### Instructions for the task
Go through the data below. List every line that holds the word "React".

### Collected data
>> begin
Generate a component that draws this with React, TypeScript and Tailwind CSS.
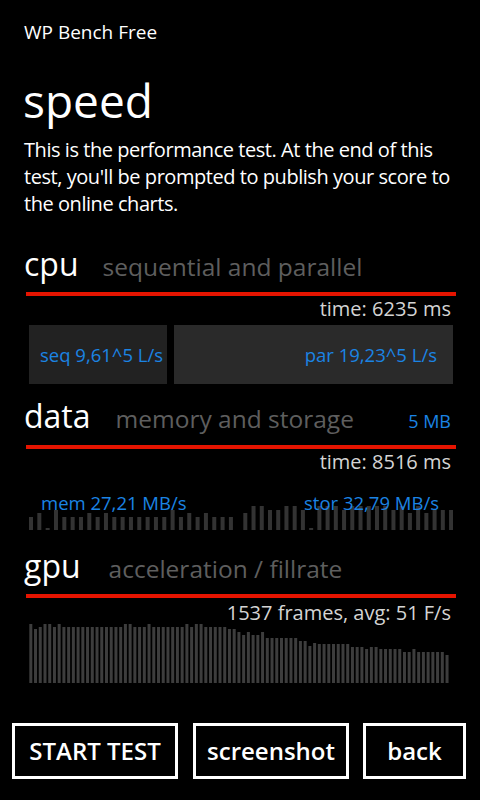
import React from 'react'

const FONT = { fontFamily: '"Open Sans", "Noto Sans", sans-serif' }

// bar heights read off the screen, in px
const dataBars = [
  13, 17, 2, 20, 13, 13, 13, 17, 13, 17, 13, 13, 13, 13, 13, 13, 13, 20, 13, 17, 13, 17, 13, 13, 13,
  17, 24, 24, 20, 20, 24, 24, 20, 2, 24, 24, 24, 20, 24, 24, 24, 24, 24, 20, 24, 17, 24, 17, 20, 20, 20,
]

function rep(v: number, n: number) {
  return Array.from({ length: n }, () => v)
}

const gpuBars: number[] = [
  59, 54, 56, 59, 59, 56, 59, ...rep(56, 13), 59, 59, ...rep(56, 3), 59, ...rep(56, 7),
  59, 56, 59, 59, ...rep(56, 5), 54, 54, 51, 48, 51, 48, 48, 51, ...rep(45, 7),
  42, 42, 37, 40, ...rep(39, 7), ...rep(36, 3), 34, 36, 36, ...rep(34, 5), 31, 31, 34, ...rep(31, 6), 28,
]

function SectionHead({ title, sub, right, gap }: { title: string; sub: string; right?: string; gap: string }) {
  return (
    <div className="flex items-baseline h-[40px] pl-[24px] pr-[29px]">
      <span className="text-[32px] leading-[40px] text-white">{title}</span>
      <span className={`${gap} text-[24.5px] text-[#5e5e5e]`}>{sub}</span>
      {right && <span className="ml-auto text-[18px] text-[#1b84e4]">{right}</span>}
    </div>
  )
}

function RedLine() {
  return <div className="ml-[26px] w-[430px] h-[4px] bg-[#e51400]" />
}

function Stat({ children, className = '' }: { children: React.ReactNode; className?: string }) {
  return (
    <div className={`pr-[29px] text-right text-[20px] leading-[24px] text-[#d4d4d4] ${className}`}>
      {children}
    </div>
  )
}

function DataChart() {
  return (
    <svg width="424" height="39" viewBox="0 0 424 39" className="col-start-1 row-start-1">
      {dataBars.map((h, i) => {
        const x = i < 25 ? i * 8.33 : 214.3 + (i - 25) * 8.23
        return <rect key={i} x={x} y={39 - h} width={4} height={h} fill="#333333" />
      })}
    </svg>
  )
}

function GpuChart() {
  return (
    <svg width="424" height="59" viewBox="0 0 424 59">
      {gpuBars.map((h, i) => (
        <rect key={i} x={0.3 + i * 4.73} y={59 - h} width={3} height={h} fill="#3d3d3d" />
      ))}
    </svg>
  )
}

export default function App() {
  return (
    <div className="w-[480px] h-[800px] bg-black text-white flex flex-col overflow-hidden" style={FONT}>
      <div className="pl-[24px] pt-[20px] text-[19px] leading-[24px]">WP Bench Free</div>
      <div className="pl-[23px] mt-[33px] text-[46px] leading-[46px]">speed</div>
      <p className="pl-[24px] pr-[20px] mt-[13px] text-[20px] leading-[27px] tracking-[-0.45px]">
        This is the performance test. At the end of this test, you'll be prompted to publish your score to the
        online charts.
      </p>

      {/* cpu */}
      <div className="mt-[27px]">
        <SectionHead title="cpu" sub="sequential and parallel" gap="ml-[24px]" />
      </div>
      <div className="mt-[8px]">
        <RedLine />
      </div>
      <Stat className="mt-[1px]">time: 6235 ms</Stat>
      <div className="mt-[4px] ml-[29px] w-[424px] h-[59px] flex gap-[7px] text-[18.5px] text-[#1b84e4]">
        <div className="w-[138px] bg-[#222222] flex items-center pl-[11px]">seq 9,61^5 L/s</div>
        <div className="flex-1 bg-[#2a2a2a] flex items-center justify-end pr-[16px]">par 19,23^5 L/s</div>
      </div>

      {/* data */}
      <div className="mt-[12px]">
        <SectionHead title="data" sub="memory and storage" right="5 MB" gap="ml-[25px]" />
      </div>
      <div className="mt-[9px]">
        <RedLine />
      </div>
      <Stat className="mt-[1px]">time: 8516 ms</Stat>
      <div className="mt-[17px] ml-[29px] w-[424px] grid">
        <DataChart />
        <div className="col-start-1 row-start-1 flex justify-between pl-[12px] pr-[14px] text-[18.5px] leading-[24px] text-[#1b84e4]">
          <span>mem 27,21 MB/s</span>
          <span>stor 32,79 MB/s</span>
        </div>
      </div>

      {/* gpu */}
      <div className="mt-[16px]">
        <SectionHead title="gpu" sub="acceleration / fillrate" gap="ml-[28px]" />
      </div>
      <div className="mt-[8px]">
        <RedLine />
      </div>
      <Stat className="mt-[3px] leading-[22px]">1537 frames, avg: 51 F/s</Stat>
      <div className="ml-[29px] -mt-[1px]">
        <GpuChart />
      </div>

      {/* buttons */}
      <div className="mt-[40px] ml-[12px] flex text-[24px] font-semibold">
        <button className="w-[166px] h-[56px] border-[3px] border-white">START TEST</button>
        <button className="ml-[15px] w-[156px] h-[56px] border-[3px] border-white">screenshot</button>
        <button className="ml-[14px] w-[103px] h-[56px] border-[3px] border-white">back</button>
      </div>
    </div>
  )
}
>> end
### Correct response
Generate a component that draws this with React, TypeScript and Tailwind CSS.
import React from 'react'
function Stat({ children, className = '' }: { children: React.ReactNode; className?: string }) {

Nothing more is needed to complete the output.